According to Holder, such scenarios needed to be contemplated and its effect examined before the passing of the bill as he noted that while the laws here do not cater for prenuptial agreements, they should, to go hand-in-hand with the amendment.
Sexist
Meanwhile, APNU+AFC MP Juretha Fernandes, in her contribution to the debate, said that the bill is gender-neutral and that she sees nothing outstanding about it for the benefit of women, as touted by the AG.
She said that the AG in fact seeing it as particularly beneficial to women was sexist as she argued that women “have come a long way in society” and are more independent. In “many cases it is the man that is living by the woman just to set the record straight.”
While noting that she is not opposing the bill, Fernandes said that the AG made his pitch for it as a simple matter, when it is not. Against this background, she said that the cultural norms of society needed to be considered and the associated effects of the amendment.
According to her, the vast majority of Guyanese do not have a will, or have not considered writing a will and the culture of marriage here is not one where couples discuss who would benefit from their estate after death.
Another key that ought to have been considered, she said, is that Guyanese generally have extended family settings and in many instances a married couple begin their lives together sharing a family home.
Against this background, she said that when amendments are being made, it is important for the public to be sensitised as societal norms would indicate that people will not automatically “switch to a new law.”
While commending it as a move in the right direction, Fernandes made her own pitch for public sensitization of the features the amendment aims to provide as opposed to it being implemented in an “ad hoc” manner.
How it should be
Also throwing her support behind the bill was Minister of Tourism, Industry and Commerce Oneidge Walrond, who said that it should not be that death of one spouse should threaten and destabilize the social and financial well-being of the surviving spouse.
She sought to explain that the bill guards against such misfortune, while arguing that “this is how it should be.”
Walrond said it must be recognised that the amendment does not inhibit or prohibit personal choice as persons are entitled to set out exactly how they wish their estates to be handled through a will by stating who should, and how they should benefit.
The amendment, she reminded, applies only in the circumstance where a spouse dies intestate, while noting that the statute can therefore be avoided by simply making a will.

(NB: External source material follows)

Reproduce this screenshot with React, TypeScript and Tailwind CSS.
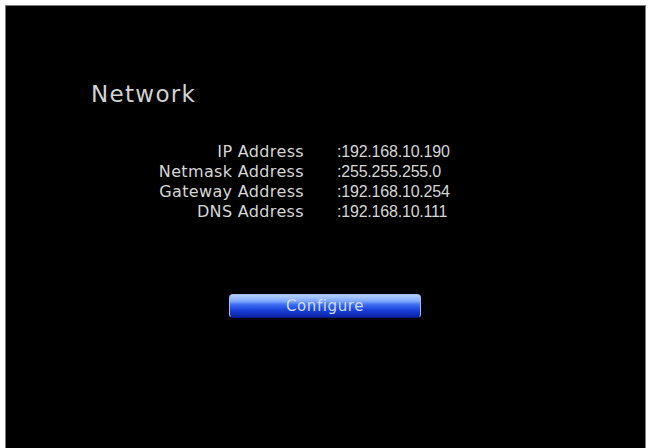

APNU+AFC MP and shadow Minister of Foreign Affairs Amanza Walton-Desir also said that she was not opposed to the amendment but noted that persons may have questions surrounding how they may be able to cater for their surviving parents in the context of the amendment.
On this point, she echoed Walrond’s sentiments of citizens being aware of the alternative of preparing a will.
She noted that anyone with property and assets should have a will and underscored the importance of it being updated in accordance with any changes in the person’s life, such as being married and having children and he like.
She said that administering an estate is usually a long and expensive procedure and so one should have a will.
She said, however, that the passage of the bill should include the needed public awareness of what it offers, while adding that the opposition will not oppose just for the sake of opposing but that where a policy has merit it will offer support in the benefit of the people.